The final game of the final set lasted almost 25 minutes with Razzano saving five break points and squandering seven match points in that time-span. And if Serena had indeed managed to break Razzano at that juncture, it wouldn’t have been as surprising as it was when Razzano finally converted her eight match point to win the match. That is how badly the odds were stacked against the Frenchwoman.
Many players succumb to pressure at the final threshold of victory. Tennis has seen its fair share of such concentration lapses, when players – both seasoned and unseasoned – suddenly seem to lose the plot, and end up finding themselves at the losing end.
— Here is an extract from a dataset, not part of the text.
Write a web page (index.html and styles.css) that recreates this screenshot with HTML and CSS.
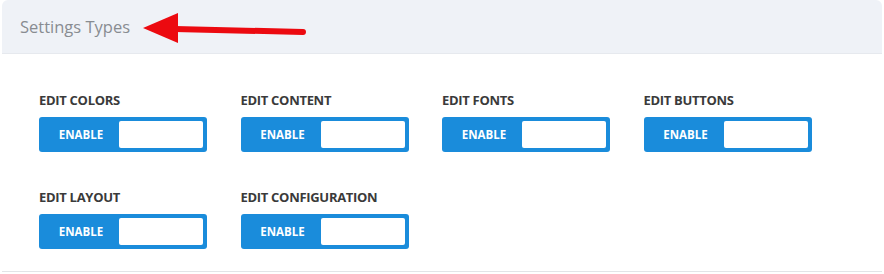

Which is why Razzano’s ability to fight till the very end, battling cramps and fatigue, was truly incredible, and laid validation to the aforementioned aspect of a ‘certain unknown quality.’ Perhaps this is why, even though the second set tie-break is regarded by many as the pivotal moment of the match, the ninth game of the third set unambiguously sits as the crowning glory in the French player’s 13-year long tennis career.
For the sheer shock value of the result and the magnitude of of the impact it created, Virginie Razzano’s defeat of Serena Williams at the French Open is our unanimous choice for the Upset of the Year on the women’s side.